Exercise task: Output the data word for word, dropping every image.

┌────────

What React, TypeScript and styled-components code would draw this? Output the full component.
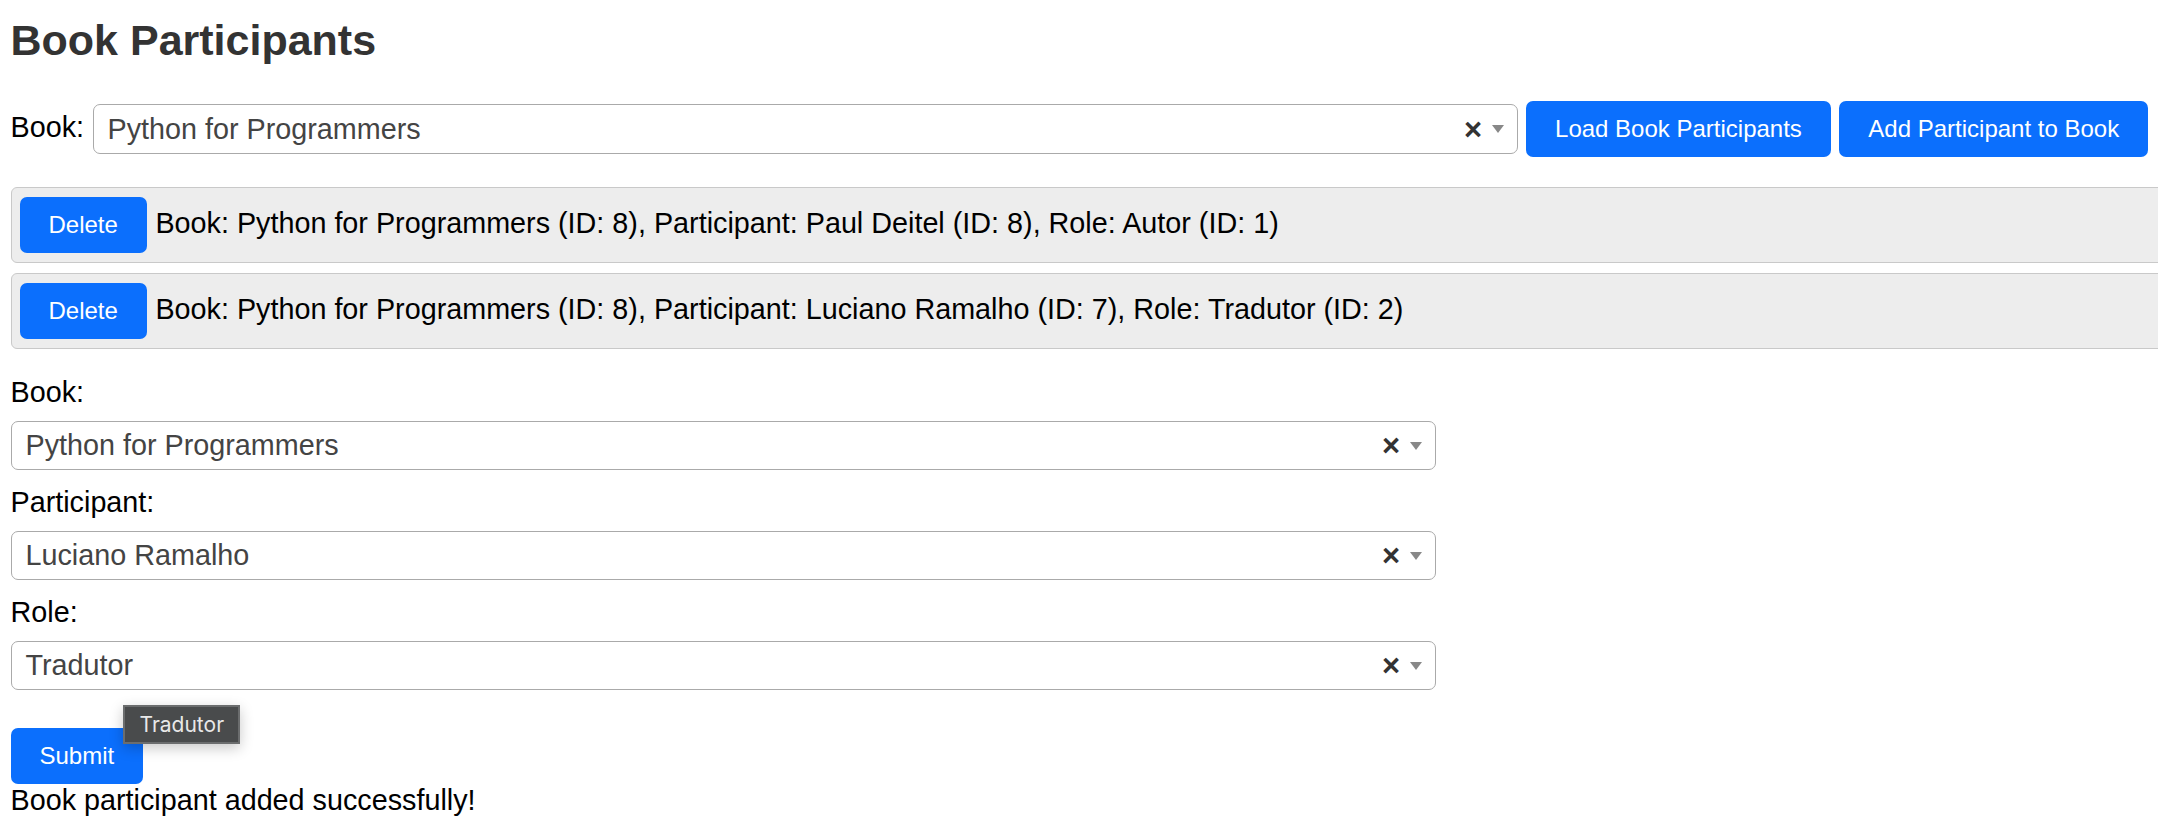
import React, {FC} from "react";
import styled, {createGlobalStyle} from "styled-components";

type Participation = {
    id: number
    book: string
    bookId: number
    participant: string
    participantId: number
    role: string
    roleId: number
}

const participations: Participation[] = [
    {id: 1, book: "Python for Programmers", bookId: 8, participant: "Paul Deitel", participantId: 8, role: "Autor", roleId: 1},
    {id: 2, book: "Python for Programmers", bookId: 8, participant: "Luciano Ramalho", participantId: 7, role: "Tradutor", roleId: 2},
]

const GlobalStyle = createGlobalStyle`
  html, body {
    margin: 0;
    padding: 0;
    background: #fff;
    overflow: hidden;
  }
  body {
    font-family: "Liberation Sans", Arial, Helvetica, sans-serif;
    font-size: 28.75px;
    color: #000;
  }
`

const Page = styled.div`
  padding: 0 0 0 10.5px;
`

const Title = styled.h2`
  margin: 15px 0 0;
  font-size: 43px;
  line-height: 50px;
  font-weight: bold;
  color: #333;
`

const Toolbar = styled.div`
  display: flex;
  align-items: center;
  gap: 8.5px;
  margin-top: 36px;
`

const InlineLabel = styled.label`
  line-height: 33px;
  margin-bottom: 4px;
`

const Button = styled.button`
  flex: none;
  padding: 14px 29px;
  border: none;
  border-radius: 7px;
  background: #0b6ffd;
  color: #fff;
  font-family: "Liberation Sans", Arial, Helvetica, sans-serif;
  font-size: 24px;
  line-height: 28px;
  white-space: nowrap;
  cursor: pointer;
`

const SelectBox = styled.div<{$height: number}>`
  flex: none;
  box-sizing: border-box;
  display: flex;
  align-items: center;
  width: 1425px;
  height: ${p => p.$height}px;
  border: 1px solid #aaa;
  border-radius: 7px;
  background: #fff;
`

const SelectValue = styled.span`
  flex: 1;
  padding-left: 14px;
  color: #444;
  line-height: 33px;
  white-space: nowrap;
  overflow: hidden;
`

const ClearMark = styled.span`
  margin-right: 10px;
  font-size: 31px;
  font-weight: bold;
  line-height: 1;
  color: #333;
`

const Caret = styled.span`
  width: 0;
  height: 0;
  margin-right: 12.5px;
  border-left: 6px solid transparent;
  border-right: 6px solid transparent;
  border-top: 8px solid #888;
`

const List = styled.div`
  margin-top: 30px;
  display: flex;
  flex-direction: column;
  gap: 10px;
`

const ParticipantRow = styled.div`
  box-sizing: content-box;
  width: 100%;
  display: flex;
  align-items: baseline;
  gap: 8.5px;
  padding: 9px 8px;
  border: 1px solid #c9c9c9;
  border-radius: 6px;
  background: #ededed;
`

const RowText = styled.span`
  line-height: 33px;
  white-space: nowrap;
`

const Form = styled.form`
  margin-top: 27px;
`

const Field = styled.div`
  margin-bottom: 16px;
`

const FieldLabel = styled.label`
  display: block;
  line-height: 33px;
  margin-bottom: 12px;
`

const SubmitRow = styled.div`
  position: relative;
  margin-top: 37.5px;
`

const Tooltip = styled.div`
  position: absolute;
  left: 112.8px;
  top: -22.3px;
  box-sizing: border-box;
  width: 117px;
  height: 39px;
  border: 2px solid #6b6d6e;
  background: #494b4c;
  color: #e8e8e8;
  font-family: Inter, "Liberation Sans", sans-serif;
  font-size: 21px;
  line-height: 35px;
  text-align: center;
  box-shadow: 0 4px 14px rgba(0, 0, 0, 0.22);
`

const Message = styled.div`
  line-height: 33px;
`

const Select: FC<{value: string, height: number}> = ({value, height}) => (
    <SelectBox $height={height}>
        <SelectValue>{value}</SelectValue>
        <ClearMark>×</ClearMark>
        <Caret/>
    </SelectBox>
)

const App: FC = () => {
    return (
        <Page>
            <GlobalStyle/>
            <Title>Book Participants</Title>
            <Toolbar>
                <InlineLabel>Book:</InlineLabel>
                <Select value={"Python for Programmers"} height={50}/>
                <Button type="button">Load Book Participants</Button>
                <Button type="button">Add Participant to Book</Button>
            </Toolbar>
            <List>
                {participations.map(p => (
                    <ParticipantRow key={p.id}>
                        <Button type="button">Delete</Button>
                        <RowText>
                            Book: {p.book} (ID: {p.bookId}), Participant: {p.participant} (ID: {p.participantId}), Role: {p.role} (ID: {p.roleId})
                        </RowText>
                    </ParticipantRow>
                ))}
            </List>
            <Form onSubmit={e => e.preventDefault()}>
                <Field>
                    <FieldLabel>Book:</FieldLabel>
                    <Select value={"Python for Programmers"} height={49}/>
                </Field>
                <Field>
                    <FieldLabel>Participant:</FieldLabel>
                    <Select value={"Luciano Ramalho"} height={49}/>
                </Field>
                <Field>
                    <FieldLabel>Role:</FieldLabel>
                    <Select value={"Tradutor"} height={49}/>
                </Field>
                <SubmitRow>
                    <Button type="submit">Submit</Button>
                    <Tooltip>Tradutor</Tooltip>
                </SubmitRow>
                <Message>Book participant added successfully!</Message>
            </Form>
        </Page>
    )
}

export default App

└────────

Exercise answer:
What React, TypeScript and styled-components code would draw this? Output the full component.
import React, {FC} from "react";
import styled, {createGlobalStyle} from "styled-components";

type Participation = {
    id: number
    book: string
    bookId: number
    participant: string
    participantId: number
    role: string
    roleId: number
}

const participations: Participation[] = [
    {id: 1, book: "Python for Programmers", bookId: 8, participant: "Paul Deitel", participantId: 8, role: "Autor", roleId: 1},
    {id: 2, book: "Python for Programmers", bookId: 8, participant: "Luciano Ramalho", participantId: 7, role: "Tradutor", roleId: 2},
]

const GlobalStyle = createGlobalStyle`
  html, body {
    margin: 0;
    padding: 0;
    background: #fff;
    overflow: hidden;
  }
  body {
    font-family: "Liberation Sans", Arial, Helvetica, sans-serif;
    font-size: 28.75px;
    color: #000;
  }
`

const Page = styled.div`
  padding: 0 0 0 10.5px;
`

const Title = styled.h2`
  margin: 15px 0 0;
  font-size: 43px;
  line-height: 50px;
  font-weight: bold;
  color: #333;
`

const Toolbar = styled.div`
  display: flex;
  align-items: center;
  gap: 8.5px;
  margin-top: 36px;
`

const InlineLabel = styled.label`
  line-height: 33px;
  margin-bottom: 4px;
`

const Button = styled.button`
  flex: none;
  padding: 14px 29px;
  border: none;
  border-radius: 7px;
  background: #0b6ffd;
  color: #fff;
  font-family: "Liberation Sans", Arial, Helvetica, sans-serif;
  font-size: 24px;
  line-height: 28px;
  white-space: nowrap;
  cursor: pointer;
`

const SelectBox = styled.div<{$height: number}>`
  flex: none;
  box-sizing: border-box;
  display: flex;
  align-items: center;
  width: 1425px;
  height: ${p => p.$height}px;
  border: 1px solid #aaa;
  border-radius: 7px;
  background: #fff;
`

const SelectValue = styled.span`
  flex: 1;
  padding-left: 14px;
  color: #444;
  line-height: 33px;
  white-space: nowrap;
  overflow: hidden;
`

const ClearMark = styled.span`
  margin-right: 10px;
  font-size: 31px;
  font-weight: bold;
  line-height: 1;
  color: #333;
`

const Caret = styled.span`
  width: 0;
  height: 0;
  margin-right: 12.5px;
  border-left: 6px solid transparent;
  border-right: 6px solid transparent;
  border-top: 8px solid #888;
`

const List = styled.div`
  margin-top: 30px;
  display: flex;
  flex-direction: column;
  gap: 10px;
`

const ParticipantRow = styled.div`
  box-sizing: content-box;
  width: 100%;
  display: flex;
  align-items: baseline;
  gap: 8.5px;
  padding: 9px 8px;
  border: 1px solid #c9c9c9;
  border-radius: 6px;
  background: #ededed;
`

const RowText = styled.span`
  line-height: 33px;
  white-space: nowrap;
`

const Form = styled.form`
  margin-top: 27px;
`

const Field = styled.div`
  margin-bottom: 16px;
`

const FieldLabel = styled.label`
  display: block;
  line-height: 33px;
  margin-bottom: 12px;
`

const SubmitRow = styled.div`
  position: relative;
  margin-top: 37.5px;
`

const Tooltip = styled.div`
  position: absolute;
  left: 112.8px;
  top: -22.3px;
  box-sizing: border-box;
  width: 117px;
  height: 39px;
  border: 2px solid #6b6d6e;
  background: #494b4c;
  color: #e8e8e8;
  font-family: Inter, "Liberation Sans", sans-serif;
  font-size: 21px;
  line-height: 35px;
  text-align: center;
  box-shadow: 0 4px 14px rgba(0, 0, 0, 0.22);
`

const Message = styled.div`
  line-height: 33px;
`

const Select: FC<{value: string, height: number}> = ({value, height}) => (
    <SelectBox $height={height}>
        <SelectValue>{value}</SelectValue>
        <ClearMark>×</ClearMark>
        <Caret/>
    </SelectBox>
)

const App: FC = () => {
    return (
        <Page>
            <GlobalStyle/>
            <Title>Book Participants</Title>
            <Toolbar>
                <InlineLabel>Book:</InlineLabel>
                <Select value={"Python for Programmers"} height={50}/>
                <Button type="button">Load Book Participants</Button>
                <Button type="button">Add Participant to Book</Button>
            </Toolbar>
            <List>
                {participations.map(p => (
                    <ParticipantRow key={p.id}>
                        <Button type="button">Delete</Button>
                        <RowText>
                            Book: {p.book} (ID: {p.bookId}), Participant: {p.participant} (ID: {p.participantId}), Role: {p.role} (ID: {p.roleId})
                        </RowText>
                    </ParticipantRow>
                ))}
            </List>
            <Form onSubmit={e => e.preventDefault()}>
                <Field>
                    <FieldLabel>Book:</FieldLabel>
                    <Select value={"Python for Programmers"} height={49}/>
                </Field>
                <Field>
                    <FieldLabel>Participant:</FieldLabel>
                    <Select value={"Luciano Ramalho"} height={49}/>
                </Field>
                <Field>
                    <FieldLabel>Role:</FieldLabel>
                    <Select value={"Tradutor"} height={49}/>
                </Field>
                <SubmitRow>
                    <Button type="submit">Submit</Button>
                    <Tooltip>Tradutor</Tooltip>
                </SubmitRow>
                <Message>Book participant added successfully!</Message>
            </Form>
        </Page>
    )
}

export default App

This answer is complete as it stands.